Lathe of Heaven said...

Ah, Freddie, I really should be paying you; the laughs just keep coming. Imagine the scene down at the Civil Rights Division:

"That's the fifteenth straight Muslim candidate they've rejected this month! Shouldn't we identify this as a case of illegal discrimination?"

"Wait! The evidence may be incontrovertible, but ace philosopher Freddie de Boer has said that it's wrong to treat anyone as the victim of a zeitgeist. Each of those people must be understood as an individual! independent of what happened to all the others."

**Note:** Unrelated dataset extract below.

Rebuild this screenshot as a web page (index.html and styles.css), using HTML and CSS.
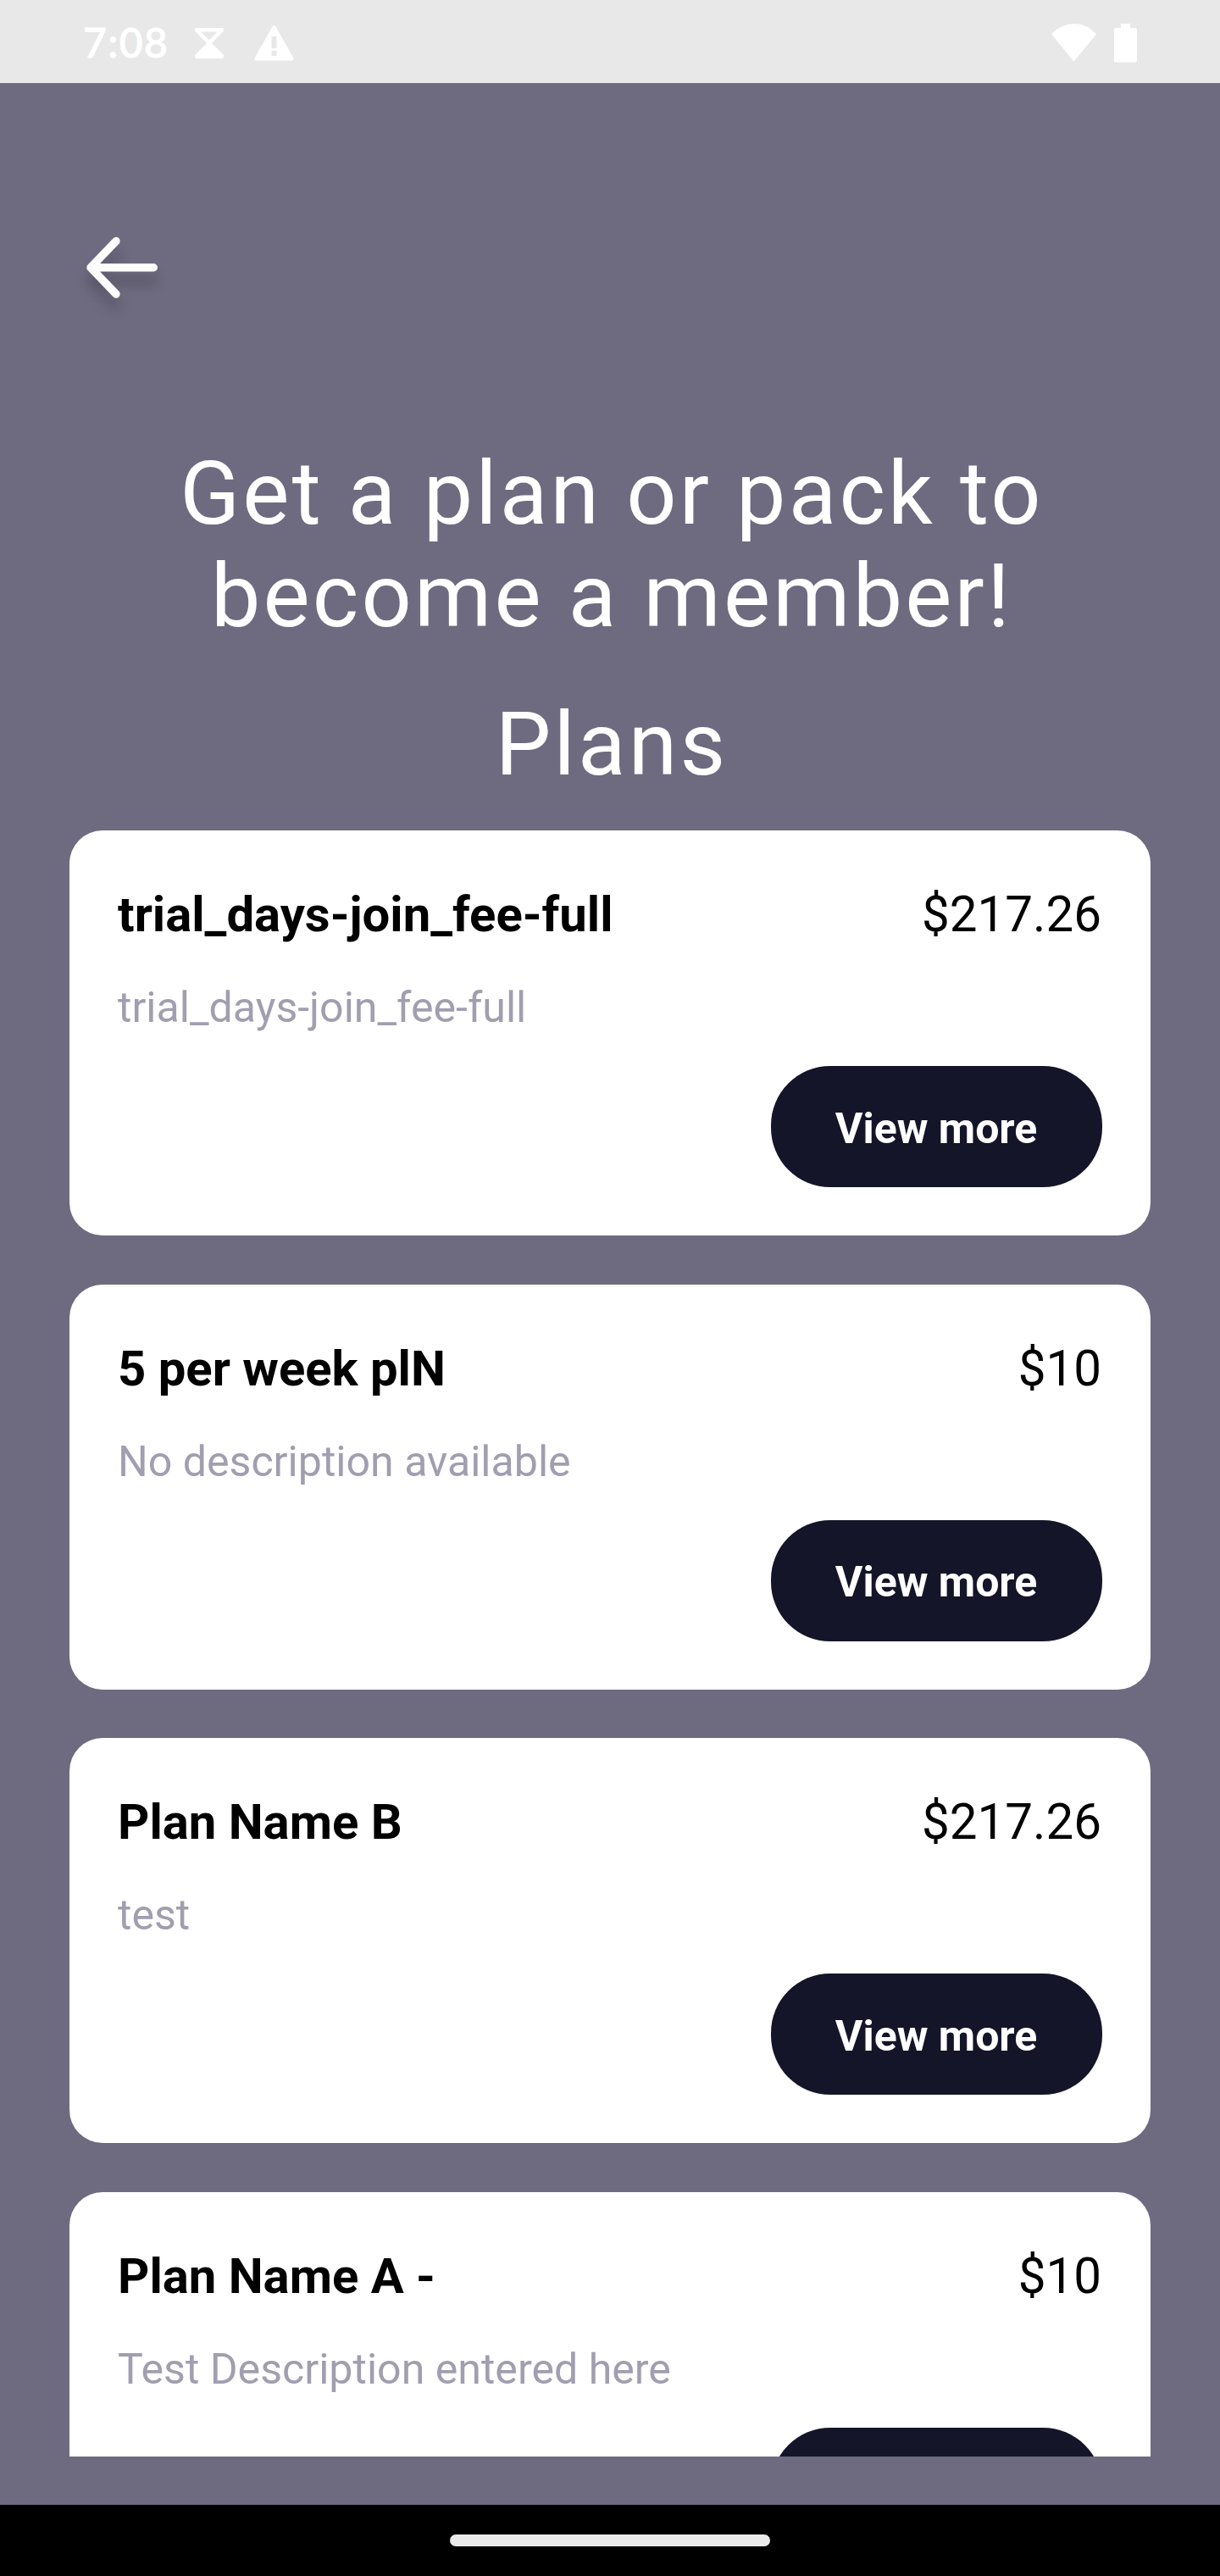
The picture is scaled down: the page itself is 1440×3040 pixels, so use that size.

"Wow, I'm glad you told me, otherwise I would have gone ahead and identified a pattern of injustice and started tracing its root causes. I agree that it's better we not identify the perpetrators; that's the only way Freddie knows to treat the victims as human beings!"

Remind me again: what favor, exactly, are you doing a man by refusing to see that his victimization is part of a pattern?

As you can tell, I think your conception of "the only way ... to treat a person like a human being" needs a little work. But, I'm here to help! So here's my advice, which you may call obvious (but apparently not obvious enough): before you dispense advice to someone who's been grossly mistreated, it's only human to first acknowledge and appreciate the scale of what the person has been through. And, I'm afraid your anodyne recommendations to "Come on, get happy!" are just the opposite: facile and insulting, showing a complete lack of awareness.

Freddie visits Devil's Island: "Don't despair, Captain Dreyfus! All these arguments about who was or wasn't wrongfully convicted are ultimately of little value, since there are plenty of people happily strolling the streets of Paris! (even as your own life burns away on this hellish rock)."

So, what would satisfy me? The obvious, of course: that you admit that Hymowitz's WSJ piece was _primarily_ a vicious and disgusting attack on a whole class of men, and men who deserve better. In short, you should condemn Hymowitz for the important reason, which is not that she's a subtle misogynist but that she's a blatant misandrist. Really, is that so hard?